Challenging Misconceptions about Migration
There are several misconceptions surrounding migration that need to be addressed. The first is the idea that development assistance alone can solve the migration issue. But the reality is that economic gains from migration far outweigh those from development programs. Additionally, improving conditions in poorer countries does not decrease the demand for migration; in fact, it often increases it. The second misconception is that migration leads to brain drain, as skilled workers leave their home countries. However, research shows that brain drain is not as significant as believed, and there are ways to mitigate the impact. Finally, there is a misconception that migration poses a threat to national identity. In reality, migration can enrich societies and contribute to their overall development. By challenging these misconceptions, we can have a more informed and open discussion about the benefits and challenges of migration.
Implementing a Fair and Well-Regulated Labor Mobility System
A fair and well-regulated labor mobility system is essential to address migration challenges. This system should prioritize the protection of workers' rights and prevent any human rights abuses. Countries like Sweden are capable of establishing such systems without compromising their values or standards. Instead of a traditional guest worker program, a rotational labor mobility approach can be adopted, ensuring that workers move between countries temporarily and have clear contracts. This approach encourages workers to maintain ties with their home countries, including remittance flows, while benefiting host countries with necessary labor. Such a system requires cooperation and partnerships between countries, ensuring the safety, well-being, and fair treatment of workers. By focusing on implementation and regulation, the potential benefits of migration can be harnessed while addressing concerns in a responsible and ethical manner.
Recognizing the Value of Identity and Local Affiliation
Identity and local affiliation play an important role in human well-being. Acknowledging and preserving national and cultural identities is not inherently wrong or exclusive. People have a deep connection to their local identities, and these connections should be respected. However, identities can evolve and become more inclusive over time. Balancing the importance of identity with the benefits of labor mobility is crucial. Openness to migration does not have to mean sacrificing identity. By having open and honest conversations about who can live and work in a country, under what conditions, and for what duration, a more nuanced and balanced approach can be achieved. The recognition of identity should not hinder the potential for global cooperation and the benefits of labor mobility.
The Potential of Remittances and Creating New Opportunities
Remittances, the money sent by migrants to their home countries, are a significant source of economic support. By creating a well-regulated labor mobility system that maintains strong connections between workers and their home countries, remittance flows can be increased. This can provide a substantial boost to the economies of sending countries. Rather than preventing migration, a fair labor mobility system can enable remittances and ensure that workers can contribute to both their host and home countries. The existing system often hampers remittance flows by breaking the connections between workers and their hometowns. By establishing a rotational mobility system, where workers have clear temporary contracts and the expectation to return home, these connections can be maintained, leading to more sustainable remittance flows.

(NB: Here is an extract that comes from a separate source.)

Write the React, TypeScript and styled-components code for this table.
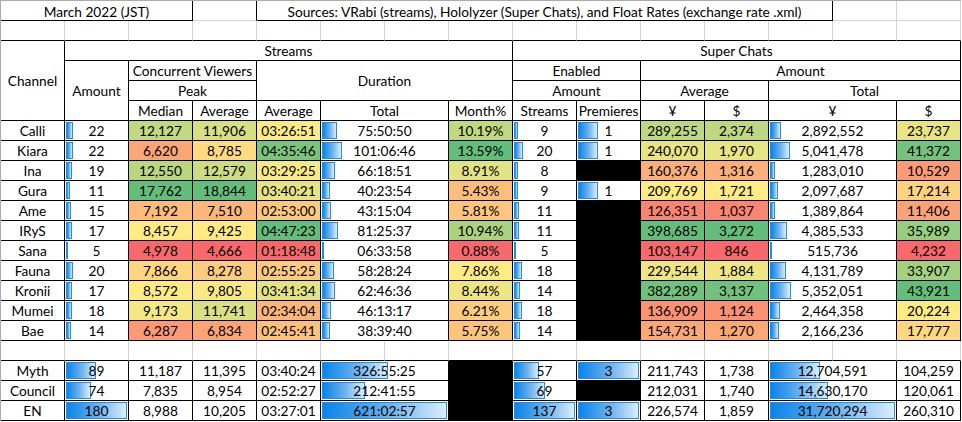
import React from 'react';
import styled, { createGlobalStyle } from 'styled-components';

const GlobalStyle = createGlobalStyle`
  html, body {
    margin: 0;
    padding: 0;
    background: #ffffff;
  }
  body {
    font-family: Lato, "Liberation Sans", sans-serif;
    font-size: 13.7px;
    color: #000000;
  }
`;

const INK = '#000000';
const GRID = '#d4d4d4';

const RED = [248, 105, 107];
const YELLOW = [255, 235, 132];
const GREEN = [99, 190, 123];

type Member = {
  name: string;
  amount: number;
  median: number;
  average: number;
  durAvg: string;
  durTotal: string;
  month: number | null;
  streams: number;
  premieres: number | null;
  yenAvg: number;
  usdAvg: number;
  yenTotal: number;
  usdTotal: number;
};

const members: Member[] = [
  { name: 'Calli', amount: 22, median: 12127, average: 11906, durAvg: '03:26:51', durTotal: '75:50:50', month: 10.19, streams: 9, premieres: 1, yenAvg: 289255, usdAvg: 2374, yenTotal: 2892552, usdTotal: 23737 },
  { name: 'Kiara', amount: 22, median: 6620, average: 8785, durAvg: '04:35:46', durTotal: '101:06:46', month: 13.59, streams: 20, premieres: 1, yenAvg: 240070, usdAvg: 1970, yenTotal: 5041478, usdTotal: 41372 },
  { name: 'Ina', amount: 19, median: 12550, average: 12579, durAvg: '03:29:25', durTotal: '66:18:51', month: 8.91, streams: 8, premieres: null, yenAvg: 160376, usdAvg: 1316, yenTotal: 1283010, usdTotal: 10529 },
  { name: 'Gura', amount: 11, median: 17762, average: 18844, durAvg: '03:40:21', durTotal: '40:23:54', month: 5.43, streams: 9, premieres: 1, yenAvg: 209769, usdAvg: 1721, yenTotal: 2097687, usdTotal: 17214 },
  { name: 'Ame', amount: 15, median: 7192, average: 7510, durAvg: '02:53:00', durTotal: '43:15:04', month: 5.81, streams: 11, premieres: null, yenAvg: 126351, usdAvg: 1037, yenTotal: 1389864, usdTotal: 11406 },
  { name: 'IRyS', amount: 17, median: 8457, average: 9425, durAvg: '04:47:23', durTotal: '81:25:37', month: 10.94, streams: 11, premieres: null, yenAvg: 398685, usdAvg: 3272, yenTotal: 4385533, usdTotal: 35989 },
  { name: 'Sana', amount: 5, median: 4978, average: 4666, durAvg: '01:18:48', durTotal: '06:33:58', month: 0.88, streams: 5, premieres: null, yenAvg: 103147, usdAvg: 846, yenTotal: 515736, usdTotal: 4232 },
  { name: 'Fauna', amount: 20, median: 7866, average: 8278, durAvg: '02:55:25', durTotal: '58:28:24', month: 7.86, streams: 18, premieres: null, yenAvg: 229544, usdAvg: 1884, yenTotal: 4131789, usdTotal: 33907 },
  { name: 'Kronii', amount: 17, median: 8572, average: 9805, durAvg: '03:41:34', durTotal: '62:46:36', month: 8.44, streams: 14, premieres: null, yenAvg: 382289, usdAvg: 3137, yenTotal: 5352051, usdTotal: 43921 },
  { name: 'Mumei', amount: 18, median: 9173, average: 11741, durAvg: '02:34:04', durTotal: '46:13:17', month: 6.21, streams: 18, premieres: null, yenAvg: 136909, usdAvg: 1124, yenTotal: 2464358, usdTotal: 20224 },
  { name: 'Bae', amount: 14, median: 6287, average: 6834, durAvg: '02:45:41', durTotal: '38:39:40', month: 5.75, streams: 14, premieres: null, yenAvg: 154731, usdAvg: 1270, yenTotal: 2166236, usdTotal: 17777 },
];

const totals: Member[] = [
  { name: 'Myth', amount: 89, median: 11187, average: 11395, durAvg: '03:40:24', durTotal: '326:55:25', month: null, streams: 57, premieres: 3, yenAvg: 211743, usdAvg: 1738, yenTotal: 12704591, usdTotal: 104259 },
  { name: 'Council', amount: 74, median: 7835, average: 8954, durAvg: '02:52:27', durTotal: '212:41:55', month: null, streams: 69, premieres: null, yenAvg: 212031, usdAvg: 1740, yenTotal: 14630170, usdTotal: 120061 },
  { name: 'EN', amount: 180, median: 8988, average: 10205, durAvg: '03:27:01', durTotal: '621:02:57', month: null, streams: 137, premieres: 3, yenAvg: 226574, usdAvg: 1859, yenTotal: 31720294, usdTotal: 260310 },
];

const seconds = (t: string) => {
  const [h, m, s] = t.split(':').map(Number);
  return h * 3600 + m * 60 + s;
};

const fmt = (n: number) => n.toLocaleString('en-US');

const mix = (a: number[], b: number[], t: number) =>
  `rgb(${a.map((v, i) => Math.round(v + (b[i] - v) * t)).join(',')})`;

// excel-style 3 colour scale: min red, 50th percentile yellow, max green
const scale = (values: number[]) => {
  const sorted = [...values].sort((a, b) => a - b);
  const min = sorted[0];
  const max = sorted[sorted.length - 1];
  const mid = sorted[Math.floor(sorted.length / 2)];
  return (v: number) =>
    v <= mid
      ? mix(RED, YELLOW, mid === min ? 1 : (v - min) / (mid - min))
      : mix(YELLOW, GREEN, (v - mid) / (max - mid));
};

const scales = {
  median: scale(members.map(m => m.median)),
  average: scale(members.map(m => m.average)),
  durAvg: scale(members.map(m => seconds(m.durAvg))),
  month: scale(members.map(m => m.month ?? 0)),
  yenAvg: scale(members.map(m => m.yenAvg)),
  usdAvg: scale(members.map(m => m.usdAvg)),
  usdTotal: scale(members.map(m => m.usdTotal)),
};

const all = [...members, ...totals];
const maxes = {
  amount: Math.max(...all.map(m => m.amount)),
  dur: Math.max(...all.map(m => seconds(m.durTotal))),
  streams: Math.max(...all.map(m => m.streams)),
  premieres: Math.max(...all.map(m => m.premieres ?? 0)),
  yen: Math.max(...all.map(m => m.yenTotal)),
};

const Sheet = styled.div`
  display: grid;
  grid-template-columns: repeat(15, 64px);
  grid-auto-rows: 20px;
  width: 960px;
  border-top: 1px solid #ababab;
  border-left: 1px solid #ababab;
`;

type CellProps = {
  $span?: number;
  $rows?: number;
  $right?: string;
  $bottom?: string;
  $bg?: string;
};

const Cell = styled.div<CellProps>`
  position: relative;
  box-sizing: border-box;
  grid-column: span ${p => p.$span ?? 1};
  grid-row: span ${p => p.$rows ?? 1};
  display: flex;
  align-items: center;
  justify-content: center;
  border-right: 1px solid ${p => p.$right ?? INK};
  border-bottom: 1px solid ${p => p.$bottom ?? INK};
  background: ${p => p.$bg ?? '#ffffff'};
  line-height: 19px;
  white-space: nowrap;
  overflow: hidden;
`;

const Blank = styled(Cell)``;

const Title = styled(Cell)`
  padding-top: 1px;
`;

const Head = styled(Cell)``;

const Name = styled(Cell)``;

const Value = styled(Cell)``;

const Hidden = styled(Cell)`
  background: #000000;
`;

const Bar = styled.span`
  position: absolute;
  left: 1px;
  top: 1px;
  bottom: 1px;
  box-sizing: border-box;
  min-width: 2px;
  border: 1px solid #1b8fec;
  background: linear-gradient(to right, #0a84e8 0%, #6fb4f0 55%, #dcecfc 100%);
`;

const BarText = styled.span`
  position: relative;
`;

const BarCell = ({ value, max, span = 1, children }: { value: number; max: number; span?: number; children: React.ReactNode }) => {
  const inner = span * 64 - 3;
  return (
    <Value $span={span}>
      <Bar style={{ width: Math.max(2, Math.round((inner * value) / max)) }} />
      <BarText>{children}</BarText>
    </Value>
  );
};

const Row = ({ m, total }: { m: Member; total?: boolean }) => {
  const bg = (fn: (v: number) => string, v: number) => (total ? '#ffffff' : fn(v));
  return (
    <>
      <Name>{m.name}</Name>
      <BarCell value={m.amount} max={maxes.amount}>{m.amount}</BarCell>
      <Value $bg={bg(scales.median, m.median)}>{fmt(m.median)}</Value>
      <Value $bg={bg(scales.average, m.average)}>{fmt(m.average)}</Value>
      <Value $bg={bg(scales.durAvg, seconds(m.durAvg))}>{m.durAvg}</Value>
      <BarCell value={seconds(m.durTotal)} max={maxes.dur} span={2}>{m.durTotal}</BarCell>
      {m.month === null ? <Hidden /> : <Value $bg={bg(scales.month, m.month)}>{m.month.toFixed(2)}%</Value>}
      <BarCell value={m.streams} max={maxes.streams}>{m.streams}</BarCell>
      {m.premieres === null ? <Hidden /> : <BarCell value={m.premieres} max={maxes.premieres}>{m.premieres}</BarCell>}
      <Value $bg={bg(scales.yenAvg, m.yenAvg)}>{fmt(m.yenAvg)}</Value>
      <Value $bg={bg(scales.usdAvg, m.usdAvg)}>{fmt(m.usdAvg)}</Value>
      <BarCell value={m.yenTotal} max={maxes.yen} span={2}>{fmt(m.yenTotal)}</BarCell>
      <Value $bg={bg(scales.usdTotal, m.usdTotal)}>{fmt(m.usdTotal)}</Value>
    </>
  );
};

export default function App() {
  return (
    <>
      <GlobalStyle />
      <Sheet>
        {/* row 1 */}
        <Title $span={3}>March 2022 (JST)</Title>
        <Blank $bottom={GRID} />
        <Title $span={9}>Sources: VRabi (streams), Hololyzer (Super Chats), and Float Rates (exchange rate .xml)</Title>
        <Blank $right={GRID} $bottom={GRID} />
        <Blank $right={GRID} $bottom={GRID} />

        {/* row 2 */}
        {Array.from({ length: 15 }, (_, i) => (
          <Blank key={i} $right={GRID} />
        ))}

        {/* header */}
        <Head $rows={4}>Channel</Head>
        <Head $span={7}>Streams</Head>
        <Head $span={7}>Super Chats</Head>

        <Head $rows={3}>Amount</Head>
        <Head $span={2}>Concurrent Viewers</Head>
        <Head $span={4} $rows={2}>Duration</Head>
        <Head $span={2}>Enabled</Head>
        <Head $span={5}>Amount</Head>

        <Head $span={2}>Peak</Head>
        <Head $span={2}>Amount</Head>
        <Head $span={2}>Average</Head>
        <Head $span={3}>Total</Head>

        <Head>Median</Head>
        <Head>Average</Head>
        <Head>Average</Head>
        <Head $span={2}>Total</Head>
        <Head>Month%</Head>
        <Head>Streams</Head>
        <Head>Premieres</Head>
        <Head>¥</Head>
        <Head>$</Head>
        <Head $span={2}>¥</Head>
        <Head>$</Head>

        {members.map(m => (
          <Row key={m.name} m={m} />
        ))}

        {Array.from({ length: 15 }, (_, i) => (
          <Blank key={`gap${i}`} $right={GRID} />
        ))}

        {totals.map(m => (
          <Row key={m.name} m={m} total />
        ))}
      </Sheet>
    </>
  );
}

When Lant Pritchett worked as a development economist (many years at the World Bank), he noted the approach was very place centric. It was about how to develop Senegal, India, Nigeria etc. Mobility was not a big deal.

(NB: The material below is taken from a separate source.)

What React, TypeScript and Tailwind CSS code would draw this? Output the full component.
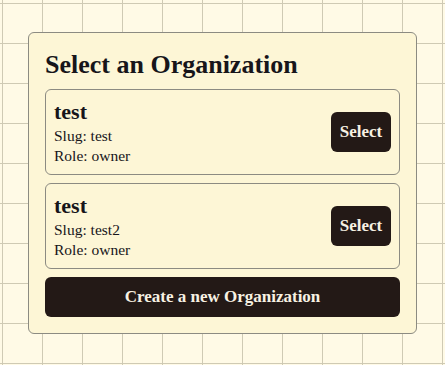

“I realized gradually that the mobility of people across places could be at least as big a way for people to improve their well being as the efforts to improve places”, says Lant Pritchett.
“The wage differentials, which are driven by productivity differentials, are so huge that the ability of people to move from low productivity to high productivity places is far and away the largest way to improve human well being.”

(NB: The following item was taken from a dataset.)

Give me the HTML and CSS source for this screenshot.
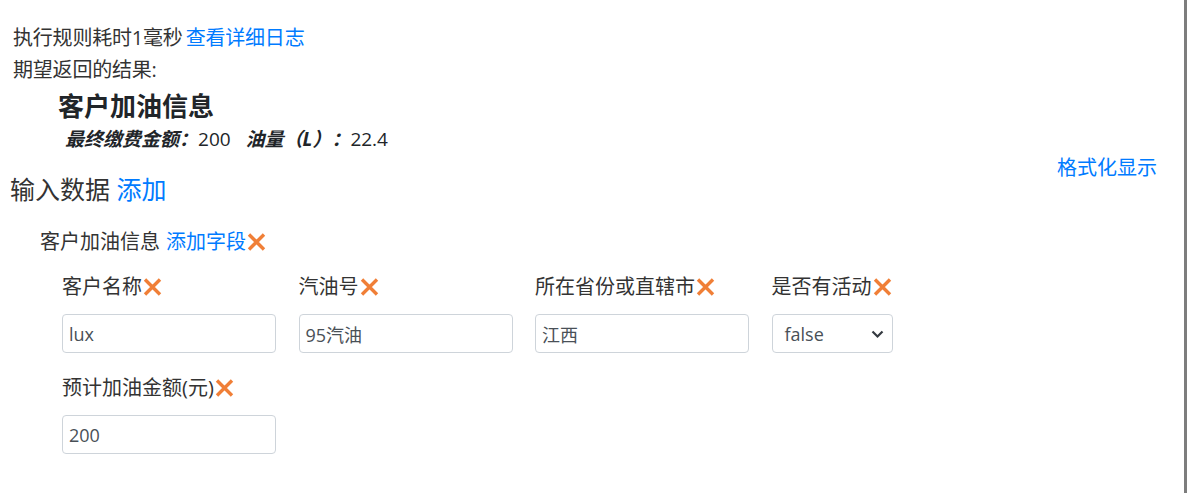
FILE: index.html
```html
<!DOCTYPE html>
<html lang="zh-CN">
<head>
<meta charset="utf-8">
<title>规则测试</title>
<link rel="stylesheet" href="styles.css">
</head>
<body>
<div class="page">
  <div class="line">执行规则耗时1毫秒<a class="link gap" href="#">查看详细日志</a></div>
  <div class="line">期望返回的结果:</div>
  <div class="result-title">客户加油信息</div>
  <div class="result-info">
    <b class="k">最终缴费金额：</b><span class="v">200</span>
    <b class="k">油量（L）：</b><span class="v">22.4</span>
  </div>
  <a class="format link" href="#">格式化显示</a>
  <h4 class="section">输入数据 <a class="link" href="#">添加</a></h4>
  <div class="group">
    <div class="group-label">客户加油信息<a class="link gap2" href="#">添加字段</a><svg class="x" viewBox="0 0 18 18"><path d="M1.5 1.5L16.5 16.5M16.5 1.5L1.5 16.5"/></svg></div>
    <div class="fields">
      <div class="field">
        <div class="label">客户名称<svg class="x" viewBox="0 0 18 18"><path d="M1.5 1.5L16.5 16.5M16.5 1.5L1.5 16.5"/></svg></div>
        <div class="input">lux</div>
      </div>
      <div class="field">
        <div class="label">汽油号<svg class="x" viewBox="0 0 18 18"><path d="M1.5 1.5L16.5 16.5M16.5 1.5L1.5 16.5"/></svg></div>
        <div class="input">95汽油</div>
      </div>
      <div class="field">
        <div class="label">所在省份或直辖市<svg class="x" viewBox="0 0 18 18"><path d="M1.5 1.5L16.5 16.5M16.5 1.5L1.5 16.5"/></svg></div>
        <div class="input">江西</div>
      </div>
      <div class="field">
        <div class="label">是否有活动<svg class="x" viewBox="0 0 18 18"><path d="M1.5 1.5L16.5 16.5M16.5 1.5L1.5 16.5"/></svg></div>
        <div class="input select"><span>false</span><svg class="chev" viewBox="0 0 14 10"><path d="M2 2.5L7 7.5L12 2.5"/></svg></div>
      </div>
      <div class="field">
        <div class="label">预计加油金额(元)<svg class="x" viewBox="0 0 18 18"><path d="M1.5 1.5L16.5 16.5M16.5 1.5L1.5 16.5"/></svg></div>
        <div class="input">200</div>
      </div>
    </div>
  </div>
  <h4 class="section">期望返回的结果</h4>
</div>
</body>
</html>
```
FILE: styles.css
```css
* { box-sizing: border-box; }
html, body { margin: 0; padding: 0; background: #fff; overflow: hidden; }
body {
  font-family: "Open Sans", "Noto Sans CJK SC", sans-serif;
  color: #212529;
  font-size: 20px;
}
.page {
  height: 493px;
  padding: 22px 27px 0 10px;
  border-right: 3px solid #7d7d7d;
  overflow: hidden;
}
.link { color: #007bff; text-decoration: none; }
.gap { margin-left: 3px; }
.gap2 { margin-left: 6px; }
.line { line-height: 32px; padding-left: 3px; color: #333; letter-spacing: -0.2px; }
.result-title {
  font-size: 26px; font-weight: 700; line-height: 40px; padding-left: 48px; color: #212529;
}
.result-info { line-height: 26px; padding-left: 55px; font-size: 19px; }
.result-info .k { font-style: italic; font-weight: 700; }
.result-info .v { margin-right: 10px; }
.format { float: right; line-height: 24px; margin-top: 4px; }
.section {
  margin: 19px 0 0; font-size: 25px; font-weight: 400; line-height: 36px; color: #333;
}
.group { padding-left: 30px; }
.group-label { margin-top: 20px; line-height: 30px; display: flex; align-items: center; color: #333; }
.x { width: 19px; height: 18px; margin-left: 1px; fill: none; stroke: #f07f37; stroke-width: 3.4; stroke-linecap: butt; flex: none; }
.fields {
  display: grid;
  grid-template-columns: repeat(4, 214px);
  column-gap: 22.5px;
  row-gap: 20px;
  padding-left: 22px;
  margin-top: 15px;
}
.label { line-height: 30px; display: flex; align-items: center; color: #333; }
.input {
  margin-top: 12px;
  height: 39px;
  border: 1px solid #ced4da;
  border-radius: 4px;
  padding: 0 6px;
  display: flex; align-items: center;
  font-size: 18px; color: #495057;
}
.select { width: 121px; justify-content: space-between; padding: 0 7px 0 12px; }
.chev { width: 15px; height: 10px; fill: none; stroke: #343a40; stroke-width: 2.2; }
.section:last-child { margin-top: 33px; }
```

Lant co-founded the advocacy and action group/think tank LaMP to promote labor mobility. The acronym stands for Labor Mobility Partnerships.
The economic development models that were developed some decades ago got one thing completely wrong: productivity didn’t converge. Education, health and even capital per worker converged, but productivity didn’t.
“Productivity isn't primarily about knowledge, it's about complex features that we now call institutional, political and social.”
The a-ha insight is that the world has people in poor places, not poor people.
“It’s simply hard to make a person productive in rural Ethiopia, and there's no magic bullet.”
To many people, the term migration brings up images of people moving permanently and acquiring new roots. But if the world could achieve well-organized and orderly temporary labor mobility on a scale that is an order of magnitude larger than today, this could bring tremendous benefits, according to Pritchett.
Calculations show that the gains would be at least 20 times the size of the ODA in the world.
In the migration discourse the elephant in the room is the fact that the labor force is shrinking rapidly in the rich parts of the world, relative to the aged population.
How to deal with this demographic transition if you only talk about permanent migration and refugees?
“You can’t. The only way is to open a third question: who are we going to allow to live and work on our sovereign territory, without any expectation they are becoming citizens?”
Is the temporary nature of this mobility meant to appease those who worry their national identity is being threatened? In a way, Lant says.
“But appease is a stronger word than we need. It's not just a necessary appeasement objective, it’s a legitimate objective to want to preserve a sense of 'spanishness' or 'englishness', even if those are socially constructed and imagined identities.”
What about the risk of brain drain in the countries that provide the labor force?
“Brain drain gets attention because it rhymes”, Lant says smilingly.
“There is not much analytical foundation for the claim. If we used the rhyme cortex vortex, brains moving round in a circular way, we would have a more accurate and interesting picture of what is going on.”
Isn’t living where you want as basic a right as free speech or religious freedom? Are we primarily humans or are we primarily citizens?
“Ah, there's the rub of it.”
“I think the conversation on open borders versus closed borders is silly. Open borders is not politically how the world is going to be organized in the foreseeable future. And there is something unique, valuable and important about maintaining identities.”
“But these identities can change over time, and they can be inclusive.”